MOSCOW - An extraordinary test of wills between the United States and Israel has left the Obama administration a stronger negotiator both with its closest ally in the Middle East and with Arab nations needed to broker peace with the Palestinians.
The United States appears likely to pull Israel and the Palestinians back toward preliminary peace talks after more than a week of harsh words about Israeli housing policies that Arabs and many Americans see as land grabs.
The way ahead probably will become clearer in coming days as Secretary of State Hillary Rodham Clinton meets with Israeli Prime Minister Benjamin Netanyahu in Washington as early as Monday and U.S. Mideast envoy George Mitchell resumes his shuttle diplomacy today.
Netanyahu's meetings with U.S. officials will test the limits of U.S. influence over its closest ally in the Middle East and the right-wing Israeli leader's latitude with even more hawkish elements of his fractious governing coalition.
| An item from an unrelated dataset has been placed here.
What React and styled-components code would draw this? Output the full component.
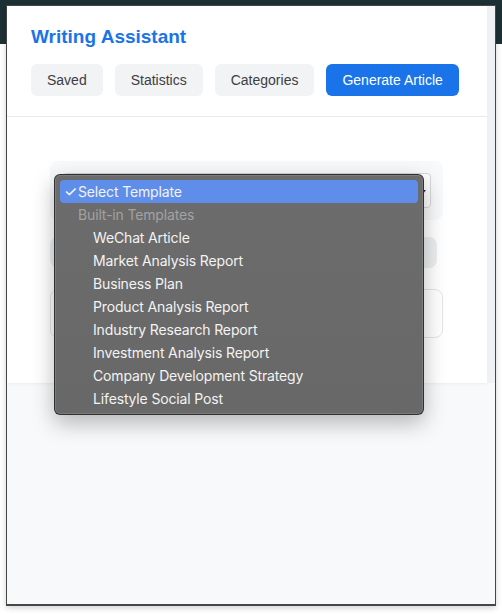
import React from 'react';
import styled, { createGlobalStyle } from 'styled-components';

const GlobalStyle = createGlobalStyle`
  html, body {
    margin: 0;
    padding: 0;
  }
  body {
    background: linear-gradient(#1d3034 0, #1d3034 44px, #ffffff 44px);
    font-family: "Liberation Sans", Arial, sans-serif;
    min-height: 614px;
  }
`;

const Window = styled.div`
  position: relative;
  box-sizing: border-box;
  width: 490px;
  height: 601px;
  margin: 5px 0 0 6px;
  border: 1px solid #474747;
  border-bottom-width: 2px;
  background: #f8f9fa;
  box-shadow: 0 2px 6px rgba(0, 0, 0, 0.18);
`;

const PanelRow = styled.div`
  display: flex;
`;

const Panel = styled.div`
  width: 480px;
  background: #ffffff;
  box-shadow: 0 1px 3px rgba(0, 0, 0, 0.05);
`;

const Gutter = styled.div`
  width: 8px;
  background: #eff1f4;
`;

const Header = styled.header`
  padding: 19px 24px 20px;
  border-bottom: 1px solid #e8eaed;
`;

const Title = styled.h1`
  margin: 0;
  font-size: 19px;
  line-height: 24px;
  font-weight: 700;
  color: #1a73e8;
`;

const Toolbar = styled.div`
  display: flex;
  gap: 12px;
  margin-top: 15px;
`;

const TabButton = styled.button`
  height: 32px;
  padding: 0 16px 1px;
  border: none;
  border-radius: 6px;
  font-family: "Liberation Sans", Arial, sans-serif;
  font-size: 14px;
  background: ${p => (p.$primary ? '#1a73e8' : '#f1f3f4')};
  color: ${p => (p.$primary ? '#ffffff' : '#3c4043')};
  cursor: pointer;
`;

const Content = styled.main`
  padding: 44px 44px 45px 43px;
  display: flex;
  flex-direction: column;
`;

const TemplateBox = styled.div`
  background: #f8f9fa;
  border-radius: 8px;
  padding: 12px;
`;

const SelectField = styled.div`
  position: relative;
  box-sizing: border-box;
  height: 35px;
  background: #ffffff;
  border: 1px solid #d5d7da;
  border-radius: 4px;

  &::after {
    content: '';
    position: absolute;
    right: 4px;
    top: 16px;
    border-left: 3px solid transparent;
    border-right: 3px solid transparent;
    border-top: 4px solid #333;
  }
`;

const ActionBar = styled.div`
  margin-top: 17px;
  width: 387px;
  height: 31px;
  border-radius: 8px;
  background: #eceef0;
`;

const InputBox = styled.div`
  box-sizing: border-box;
  margin-top: 21px;
  height: 49px;
  border: 1px solid #e3e5e8;
  border-radius: 8px;
  background: #ffffff;
`;

const Menu = styled.ul`
  position: absolute;
  left: 47px;
  top: 168px;
  box-sizing: border-box;
  width: 370px;
  margin: 0;
  padding: 5px 5px 4px;
  list-style: none;
  background: linear-gradient(#6c6c6c, #686868);
  border: 1px solid rgba(30, 30, 30, 0.75);
  border-radius: 6px;
  box-shadow: inset 0 0 0 1px rgba(255, 255, 255, 0.12), 0 8px 22px rgba(0, 0, 0, 0.28);
  font-family: Inter, "Noto Sans", sans-serif;
  font-size: 14px;
  letter-spacing: -0.15px;
`;

const MenuItem = styled.li`
  height: 23px;
  display: flex;
  align-items: center;
  border-radius: 4px;
  padding-left: ${p => (p.$kind === 'group' ? 18 : p.$kind === 'option' ? 33 : 4)}px;
  color: ${p => (p.$kind === 'group' ? '#a2a2a2' : '#f3f3f3')};
  background: ${p => (p.$active ? '#5e8ee9' : 'transparent')};
  white-space: nowrap;
`;

const Check = styled.span`
  width: 14px;
  font-size: 15px;
  color: #ffffff;
`;

const templates = [
  'WeChat Article',
  'Market Analysis Report',
  'Business Plan',
  'Product Analysis Report',
  'Industry Research Report',
  'Investment Analysis Report',
  'Company Development Strategy',
  'Lifestyle Social Post',
];

const tabs = ['Saved', 'Statistics', 'Categories'];

export default function App() {
  return (
    <>
      <GlobalStyle />
      <Window>
        <PanelRow>
          <Panel>
            <Header>
              <Title>Writing Assistant</Title>
              <Toolbar>
                {tabs.map(t => (
                  <TabButton key={t}>{t}</TabButton>
                ))}
                <TabButton $primary>Generate Article</TabButton>
              </Toolbar>
            </Header>
            <Content>
              <TemplateBox>
                <SelectField />
              </TemplateBox>
              <ActionBar />
              <InputBox />
            </Content>
          </Panel>
          <Gutter />
        </PanelRow>

        <Menu>
          <MenuItem $active>
            <Check>✓</Check>Select Template
          </MenuItem>
          <MenuItem $kind="group">Built-in Templates</MenuItem>
          {templates.map(t => (
            <MenuItem key={t} $kind="option">{t}</MenuItem>
          ))}
        </Menu>
      </Window>
    </>
  );
}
The U.S.-Israeli dust-up began when Israel announced plans to build 1,600 new apartments for Jews in contested east Jerusalem, which the Palestinians want to serve as their capital. The announcement was made during a visit to Israel by Vice President Joe Biden, deeply embarrassing the Obama administration just as it believed indirect talks between Israel and the Palestinians were about to begin. The Arab League abruptly withdrew its endorsement of the preliminary talks, to be managed by Mitchell.
Palestinians want Israel to halt all construction of settlements in the West Bank and east Jerusalem. They claim those areas for a future state, along with the Gaza Strip.
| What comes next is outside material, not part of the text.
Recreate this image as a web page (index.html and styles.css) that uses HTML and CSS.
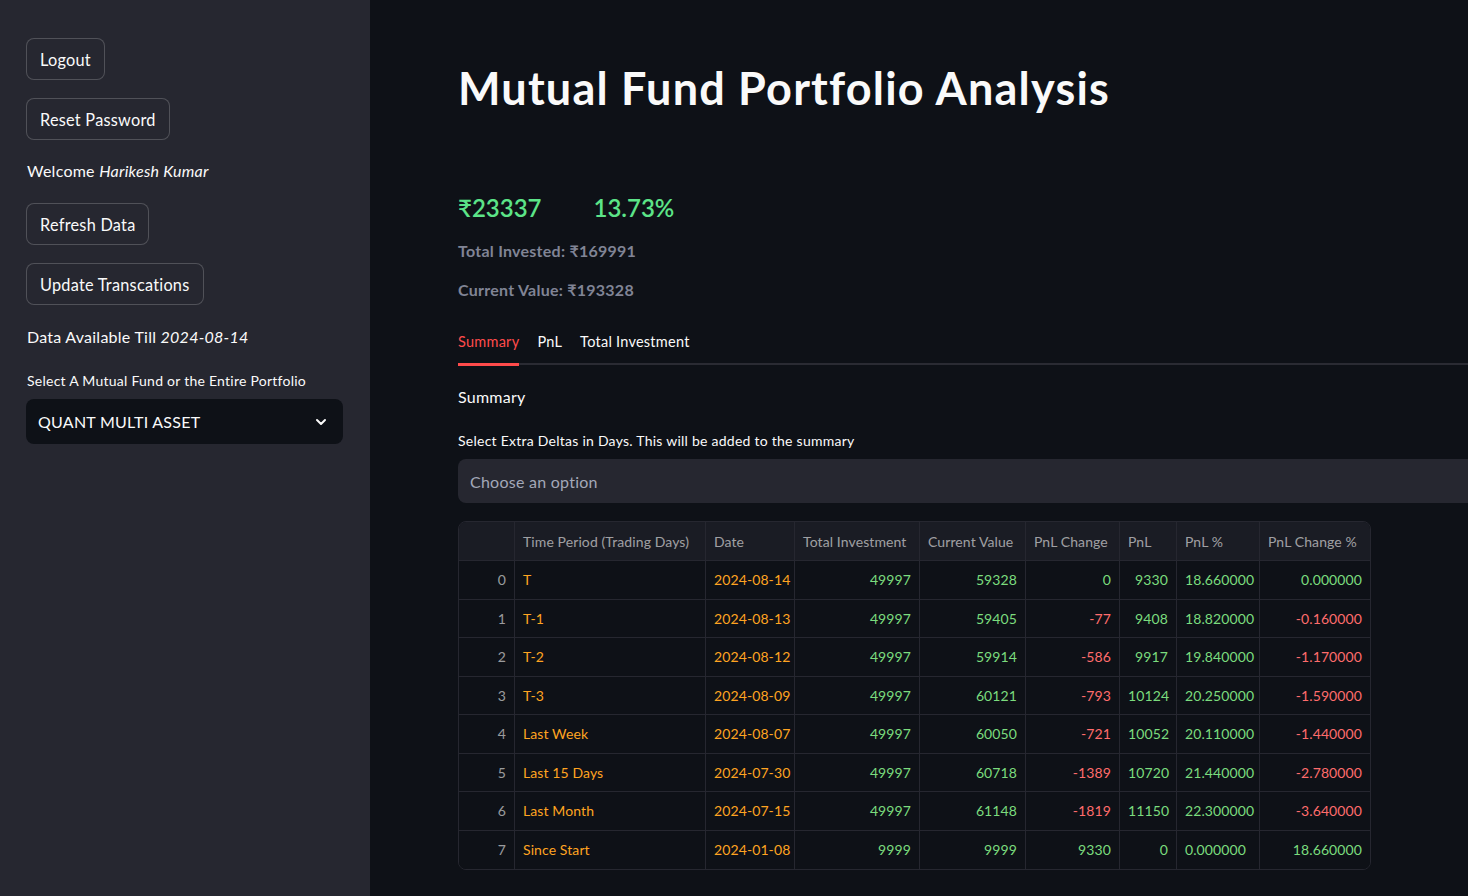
FILE: index.html
```html
<!DOCTYPE html>
<html>
<head>
<meta charset="utf-8">
<link rel="stylesheet" href="styles.css">
</head>
<body>
<div class="app">
  <aside class="sidebar">
    <button class="btn">Logout</button>
    <button class="btn">Reset Password</button>
    <p class="text welcome">Welcome <em>Harikesh Kumar</em></p>
    <button class="btn">Refresh Data</button>
    <button class="btn">Update Transcations</button>
    <p class="text avail">Data Available Till <em>2024-08-14</em></p>
    <label class="label">Select A Mutual Fund or the Entire Portfolio</label>
    <div class="select">
      <span>QUANT MULTI ASSET</span>
      <svg width="16" height="16" viewBox="0 0 16 16"><path d="M4 6 L8 10 L12 6" fill="none" stroke="#fafafa" stroke-width="2" stroke-linecap="round" stroke-linejoin="round"/></svg>
    </div>
  </aside>
  <main class="main">
    <h1 class="title">Mutual Fund Portfolio Analysis</h1>
    <div class="metrics">
      <span class="big-green">₹23337</span>
      <span class="big-green">13.73%</span>
    </div>
    <p class="muted">Total Invested: ₹169991</p>
    <p class="muted">Current Value: ₹193328</p>
    <div class="tabs">
      <span class="tab active">Summary</span>
      <span class="tab">PnL</span>
      <span class="tab">Total Investment</span>
    </div>
    <p class="sub">Summary</p>
    <label class="label main-label">Select Extra Deltas in Days. This will be added to the summary</label>
    <div class="multiselect">Choose an option</div>
    <table class="grid">
      <colgroup>
        <col class="w0"><col class="w1"><col class="w2"><col class="w3"><col class="w4"><col class="w5"><col class="w6"><col class="w7"><col class="w8">
      </colgroup>
      <thead>
        <tr>
          <th class="idx"></th>
          <th>Time Period (Trading Days)</th>
          <th>Date</th>
          <th>Total Investment</th>
          <th>Current Value</th>
          <th>PnL Change</th>
          <th>PnL</th>
          <th>PnL %</th>
          <th>PnL Change %</th>
        </tr>
      </thead>
      <tbody>
        <tr><td class="idx">0</td><td class="or">T</td><td class="or">2024-08-14</td><td class="gr num">49997</td><td class="gr num">59328</td><td class="gr num">0</td><td class="gr num">9330</td><td class="gr">18.660000</td><td class="gr num">0.000000</td></tr>
        <tr><td class="idx">1</td><td class="or">T-1</td><td class="or">2024-08-13</td><td class="gr num">49997</td><td class="gr num">59405</td><td class="rd num">-77</td><td class="gr num">9408</td><td class="gr">18.820000</td><td class="rd num">-0.160000</td></tr>
        <tr><td class="idx">2</td><td class="or">T-2</td><td class="or">2024-08-12</td><td class="gr num">49997</td><td class="gr num">59914</td><td class="rd num">-586</td><td class="gr num">9917</td><td class="gr">19.840000</td><td class="rd num">-1.170000</td></tr>
        <tr><td class="idx">3</td><td class="or">T-3</td><td class="or">2024-08-09</td><td class="gr num">49997</td><td class="gr num">60121</td><td class="rd num">-793</td><td class="gr num">10124</td><td class="gr">20.250000</td><td class="rd num">-1.590000</td></tr>
        <tr><td class="idx">4</td><td class="or">Last Week</td><td class="or">2024-08-07</td><td class="gr num">49997</td><td class="gr num">60050</td><td class="rd num">-721</td><td class="gr num">10052</td><td class="gr">20.110000</td><td class="rd num">-1.440000</td></tr>
        <tr><td class="idx">5</td><td class="or">Last 15 Days</td><td class="or">2024-07-30</td><td class="gr num">49997</td><td class="gr num">60718</td><td class="rd num">-1389</td><td class="gr num">10720</td><td class="gr">21.440000</td><td class="rd num">-2.780000</td></tr>
        <tr><td class="idx">6</td><td class="or">Last Month</td><td class="or">2024-07-15</td><td class="gr num">49997</td><td class="gr num">61148</td><td class="rd num">-1819</td><td class="gr num">11150</td><td class="gr">22.300000</td><td class="rd num">-3.640000</td></tr>
        <tr><td class="idx">7</td><td class="or">Since Start</td><td class="or">2024-01-08</td><td class="gr num">9999</td><td class="gr num">9999</td><td class="gr num">9330</td><td class="gr num">0</td><td class="gr">0.000000</td><td class="gr num">18.660000</td></tr>
      </tbody>
    </table>
  </main>
</div>
</body>
</html>
```

FILE: styles.css
```css
* { box-sizing: border-box; }
html, body {
  margin: 0;
  padding: 0;
  height: 100%;
  background: #0e1117;
  color: #fafafa;
  font-family: "Lato", "Noto Sans", sans-serif;
  letter-spacing: 0.25px;
  overflow: hidden;
}
.app {
  display: flex;
  width: 1468px;
  height: 896px;
}
.sidebar {
  width: 370px;
  flex: none;
  background: #262730;
  padding: 38px 26px 0 26px;
  display: flex;
  flex-direction: column;
  align-items: flex-start;
}
.btn {
  font-family: inherit;
  font-size: 16.3px;
  letter-spacing: 0.25px;
  color: #fafafa;
  background: #262730;
  border: 1px solid rgba(250,250,250,0.2);
  border-radius: 8px;
  height: 42px;
  padding: 0 13px;
  margin: 0 0 18px 0;
}
.text {
  font-size: 16px;
  line-height: 24px;
}
.welcome { margin: 1px 0 20px 1px; }
.avail { margin: 2px 0 22px 1px; }
.label {
  font-size: 14px;
  line-height: 20px;
  margin: 0 0 8px 1px;
}
.select {
  width: 317px;
  height: 45px;
  background: #0e1117;
  border-radius: 8px;
  display: flex;
  align-items: center;
  justify-content: space-between;
  padding: 0 14px 0 12px;
  font-size: 16px;
}
.main {
  flex: 1;
  padding: 56px 0 0 88px;
  min-width: 0;
}
.title {
  margin: 0;
  font-size: 45px;
  font-weight: 700;
  line-height: 64px;
  letter-spacing: 1.2px;
}
.metrics {
  margin-top: 72px;
  display: flex;
  gap: 52px;
}
.big-green {
  color: #5ce488;
  font-size: 24px;
  font-weight: 600;
  line-height: 32px;
  letter-spacing: 0;
}
.muted {
  margin: 15px 0 0 0;
  color: #808495;
  font-size: 16px;
  font-weight: 700;
  line-height: 23px;
}
.muted + .muted { margin-top: 16px; }
.tabs {
  margin-top: 27px;
  display: flex;
  gap: 18px;
  border-bottom: 2px solid #2a2b33;
  height: 37px;
  align-items: flex-start;
}
.tab {
  font-size: 14.5px;
  line-height: 28px;
  height: 37px;
}
.tab.active {
  color: #ff4b4b;
  border-bottom: 3px solid #ff4b4b;
  height: 38px;
}
.sub {
  margin: 20px 0 0 0;
  font-size: 16px;
  line-height: 24px;
}
.main-label {
  display: block;
  margin: 22px 0 0 0;
  line-height: 20px;
}
.multiselect {
  margin-top: 8px;
  height: 44px;
  background: #262730;
  border-radius: 8px 0 0 8px;
  display: flex;
  align-items: center;
  padding-left: 12px;
  color: #a3a8b8;
  font-size: 16px;
}
.grid {
  margin-top: 18px;
  border-collapse: separate;
  border-spacing: 0;
  border: 1px solid #262730;
  border-radius: 8px;
  font-size: 14px;
  overflow: hidden;
  table-layout: fixed;
  width: 911px;
  letter-spacing: 0.1px;
}
.w0 { width: 56px; }
.w1 { width: 191px; }
.w2 { width: 89px; }
.w3 { width: 125px; }
.w4 { width: 106px; }
.w5 { width: 94px; }
.w6 { width: 57px; }
.w7 { width: 83px; }
.w8 { width: 110px; }
.grid th, .grid td {
  height: 38.5px;
  padding: 0 8px;
  border-right: 1px solid #262730;
  border-bottom: 1px solid #262730;
  white-space: nowrap;
  overflow: hidden;
}
.grid tr > :last-child { border-right: none; }
.grid tbody tr:last-child td { border-bottom: none; }
.grid th {
  background: #1a1c24;
  color: rgba(250,250,250,0.6);
  font-weight: 400;
  text-align: left;
  height: 39px;
}
.grid td { background: #0e1117; }
.grid .idx { text-align: right; color: rgba(250,250,250,0.6); }
.num { text-align: right; }
.or { color: #ffa421; }
.gr { color: #7bdc7e; }
.rd { color: #ff6c6c; }
```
Clinton condemned the Israelis for their action, even questioning the Jewish state's commitment to its security relationship with Washington.
But the United States is giving Netanyahu political breathing space while saddling him with a political debt that Washington hopes will lead him to engage more forthrightly in peace talks with the Palestinians.
From the Arab point of view, the administration's willingness to tussle with Netanyahu over a key issue in the peace process can be seen as evidence of U.S. evenhandedness.
There is little prospect of reaching an early settlement of the long-running conflict, but talks under almost any conditions are a diplomatic coup for President Barack Obama, who pledged as a candidate that he would make peace a priority and not wait for perfect conditions that might never come.
Talks broke off more than a year ago, in the closing days of the Bush administration.